More recently, in February 2012, in Sanford, Florida, 17-year-old Trayvon Martin was fatally shot by neighborhood watch coordinator George Zimmerman within the gated community where Martin was visiting his relatives; in 2020, Ahmaud Arbery was killed by three white men while jogging in the Satilla Shores neighborhood, a small, mostly white coastal community in Glynn County, Georgia.

Those are just a few examples. American history is littered with similar incidences.

In 1989, racial crimes in New York City were on a rapid rise. A chart in “Storm Over Brooklyn” shows racial assaults increased from 28 in 1981 to 168 in 1988. And it’s within that setting that Al Sharpton emerged as a spokesperson for the anger that many Black people felt at the time.

The city’s racial cracks were graphically demonstrated during a series of protest marches through Bensonhurst following Hawkins’ murder, led by Sharpton — an large and divisive personality — as locals lined the streets chucking bigoted insults at the marchers.

The killing also became a focal point in the then-impending mayoral primary. The Bensonhurst shooting helped mold the campaign as a referendum on race in New York. The two leading candidates were incumbent Ed Koch and David Dinkins, who would go on to become the city’s first — and so far only — Black mayor, seemingly elected, in part, to reduce racial tensions.

Police quickly rounded up roughly 10 accused members of the mob that attacked Hawkins and his friends. A series of highly contentious trials in 1990 and ’91 followed, which the documentary mostly skirts around, opting to instead focus its attention on humanizing Hawkins and on the grief of the family he left behind.

In the end, 19-year-old accused triggerman Joseph Fama was convicted of second-degree murder on May 17, 1990, and received a sentence of 32 years to life in prison. The other main defendant in the case, Keith Mondello, was acquitted on May 18, 1990 on murder and manslaughter charges, but convicted of 12 lesser charges, including riot, discrimination, and criminal possession of a weapon.

Overall, “Storm Over Brooklyn” is a finely-produced film, relatively no-frills, and following the basic rules of storytelling as applicable to documentary filmmaking. It comes with the standard talking heads — a broad roster of candid interviewees that includes Hawkins’ family and friends, detectives who investigated the crime, attorneys, politicians, journalists, and secondary players like Sharpton, Dinkins, Spike Lee, and Jesse Jackson.

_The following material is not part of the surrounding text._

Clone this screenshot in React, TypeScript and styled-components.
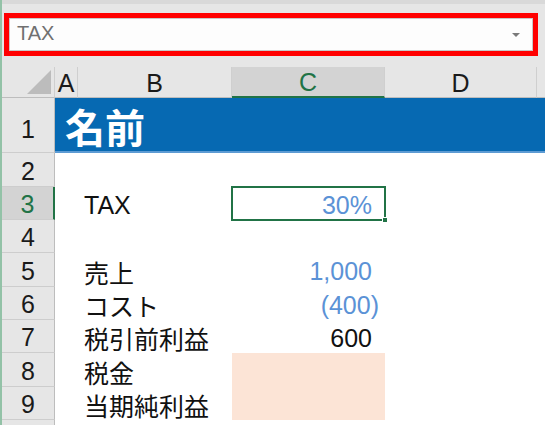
import React from "react";
import styled, { createGlobalStyle, css } from "styled-components";

const GlobalStyle = createGlobalStyle`
  html, body {
    margin: 0;
    padding: 0;
    background: #e6e6e6;
    overflow: hidden;
  }
`;

const FONT = `"Liberation Sans", "Noto Sans CJK JP", sans-serif`;
const GREEN = "#217346";

const Window = styled.div`
  width: 545px;
  height: 425px;
  box-sizing: border-box;
  border-left: 2px solid #93c2a7;
  background: linear-gradient(#d9d9d9 0, #d9d9d9 4px, #e6e6e6 4px);
  font-family: ${FONT};
  overflow: hidden;
  display: flex;
  flex-direction: column;
`;

const FormulaArea = styled.div`
  padding: 13px 0 11px 2px;
`;

const Highlight = styled.div`
  width: 534px;
  height: 43px;
  box-sizing: border-box;
  border: 5px solid #ff0000;
`;

const NameBox = styled.div`
  height: 100%;
  box-sizing: border-box;
  border: 1px solid #c8c8c8;
  background: #fdfdfd;
  display: flex;
  align-items: center;
  justify-content: space-between;
  padding: 0 12px 2px 7px;
  font-size: 20px;
  color: #707070;
`;

const DropArrow = styled.span`
  width: 0;
  height: 0;
  border-left: 4px solid transparent;
  border-right: 4px solid transparent;
  border-top: 4px solid #7a7a7a;
  margin-top: 2px;
`;

const Sheet = styled.div`
  display: grid;
  grid-template-columns: 53px 23px 154px 153px 152px 1fr;
  grid-template-rows: 31px 55px 34px 33px 33px 34px 33px 33px 34px 33px 33px;
  font-size: 25px;
  color: #111;
`;

const Corner = styled.div`
  position: relative;
  border-right: 1px solid #cfcfcf;
  border-bottom: 1px solid #bdbdbd;
  &::after {
    content: "";
    position: absolute;
    right: 3px;
    bottom: 3px;
    width: 0;
    height: 0;
    border-left: 24px solid transparent;
    border-bottom: 24px solid #bcbcbc;
  }
`;

const ColHeader = styled.div<{ $active?: boolean }>`
  display: flex;
  align-items: center;
  justify-content: center;
  padding-top: 2px;
  box-sizing: border-box;
  border-right: 1px solid #cfcfcf;
  border-bottom: 1px solid #bdbdbd;
  color: #1a1a1a;
  ${(p) =>
    p.$active &&
    css`
      background: #d3d3d3;
      color: ${GREEN};
      border-bottom: 2px solid ${GREEN};
    `}
`;

const Filler = styled.div`
  border-bottom: 1px solid #bdbdbd;
`;

const RowHeader = styled.div<{ $active?: boolean; $tall?: boolean }>`
  display: flex;
  align-items: center;
  justify-content: center;
  padding-top: ${(p) => (p.$tall ? 8 : 3)}px;
  box-sizing: border-box;
  background: #e6e6e6;
  border-right: 1px solid #bdbdbd;
  border-bottom: 1px solid #cdcdcd;
  color: #1a1a1a;
  ${(p) =>
    p.$active &&
    css`
      background: #d3d3d3;
      color: ${GREEN};
      border-right: 2px solid ${GREEN};
    `}
`;

const TitleBand = styled.div`
  grid-column: 2 / -1;
  background: #0669b2;
  border-bottom: 2px solid #5d9bd3;
  display: flex;
  align-items: center;
  padding: 2px 0 0 10px;
  color: #fff;
  font-size: 40px;
  font-weight: bold;
`;

const Cell = styled.div<{
  $align?: "left" | "right";
  $input?: boolean;
  $fill?: boolean;
  $selected?: boolean;
  $hang?: boolean;
}>`
  position: relative;
  background: ${(p) => (p.$fill ? "#fce4d6" : "#fff")};
  display: flex;
  align-items: center;
  justify-content: ${(p) => (p.$align === "right" ? "flex-end" : "flex-start")};
  padding: 3px ${(p) => (p.$hang ? 6 : 13)}px 0 6px;
  color: ${(p) => (p.$input ? "#5b92d6" : "#111")};
  white-space: nowrap;
  ${(p) =>
    p.$selected &&
    css`
      z-index: 1;
      box-shadow: 0 0 0 1px ${GREEN}, inset 0 0 0 1px ${GREEN};
      &::after {
        content: "";
        position: absolute;
        right: -3px;
        bottom: -3px;
        width: 6px;
        height: 6px;
        background: ${GREEN};
        border: 1px solid #fff;
        box-sizing: border-box;
      }
    `}
`;

const Label = styled.span`
  font-size: 25px;
`;

type Row = {
  n: number;
  label?: string;
  value?: string;
  input?: boolean;
  negative?: boolean;
  fill?: boolean;
  selected?: boolean;
};

const rows: Row[] = [
  { n: 2 },
  { n: 3, label: "TAX", value: "30%", input: true, selected: true },
  { n: 4 },
  { n: 5, label: "売上", value: "1,000", input: true },
  { n: 6, label: "コスト", value: "(400)", input: true, negative: true },
  { n: 7, label: "税引前利益", value: "600" },
  { n: 8, label: "税金", fill: true },
  { n: 9, label: "当期純利益", fill: true },
];

const columns = ["A", "B", "C", "D"];

export default function App() {
  return (
    <>
      <GlobalStyle />
      <Window>
        <FormulaArea>
          <Highlight>
            <NameBox>
              <span>TAX</span>
              <DropArrow />
            </NameBox>
          </Highlight>
        </FormulaArea>
        <Sheet>
          <Corner />
          {columns.map((c) => (
            <ColHeader key={c} $active={c === "C"}>
              {c}
            </ColHeader>
          ))}
          <Filler />

          <RowHeader $tall>1</RowHeader>
          <TitleBand>名前</TitleBand>

          {rows.map((r) => (
            <React.Fragment key={r.n}>
              <RowHeader $active={r.selected}>{r.n}</RowHeader>
              <Cell />
              <Cell>{r.label && <Label>{r.label}</Label>}</Cell>
              <Cell
                $align="right"
                $input={r.input}
                $fill={r.fill}
                $selected={r.selected}
                $hang={r.negative}
              >
                {r.value}
              </Cell>
              <Cell />
              <Cell />
            </React.Fragment>
          ))}

          {/* row 10 peeks in at the bottom edge */}
          <RowHeader />
          <Cell />
          <Cell />
          <Cell />
          <Cell />
          <Cell />
        </Sheet>
      </Window>
    </>
  );
}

Collectively, they provide insights on the murders from every angle, and it’s all effective; like the sight of Hawkins’ mother clearly overwhelmed with emotion when asked to remember him, or a brother still haunted by the memory of his sibling’s murder. Meanwhile, journalists recall the shameless media and political biases that made wily justifications masked in a subtle racism. Plenty of archival footage, witness statements and more combine to reflect on the tragedy and subsequent fight for justice that inspired and divided the city.

One stylistic flourish that director Muhammad incorporates is the repeated use of aerial photography, which helps establish the landscape, positioning it as the threat that it was, specifically where the actual murder takes place. The device almost serves as a not-so-subtle judgement by God as the crime is committed — the crime of racism. “Yusuf Hawkins died of racism in the first degree,” then newly-elected Dinkins declared after the verdict. “That is a crime far more common than most of us are willing to admit.”

It’s been just over 30 years since four teenage friends from East New York, Brooklyn, made their ill-fated excursion to Bensonhurst to see about buying a used car. Today’s Bensonhurst is far from what it used to be, with some 55 percent of neighborhood residents foreign-born, many of them hailing from China, Pakistan and Uzbekistan.

Meanwhile, Fama is still locked up at Clinton prison in Dannemora, New York. He is not eligible for parole until 2022. He turned 50 this year.

Yusuf Hawkins would’ve been 47 years old this year.

“Storm Over Brooklyn” likely won’t teach much new to those already familiar with his story, as well as that of the social unrest that followed. The film serves as more of a primer for the uninitiated. But even for the initiated, it could contribute to ongoing discussions on how to dismantle the American racial divide that is deeply entrenched in our national psyche.

Yusuf’s father summed it all up during a press conference outside their home within a day of his son’s death, when he said: “This is not just our problem. This is Black people’s problem in general. It didn’t start with my son being murdered in Bensonhurst. It started somewhere in the area of 400 years ago. My son has been tried, found guilty and executed, all in one day, in less than an hour’s time, for nothing, only because of the color of his skin. And I just want to ask New York, and America as well, when is it going to stop?”

Grade: B

“Yusuf Hawkins: Storm Over Brooklyn” premieres August 12, 9 p.m. ET/PT on HBO, and will stream on HBO Max beginning August 13.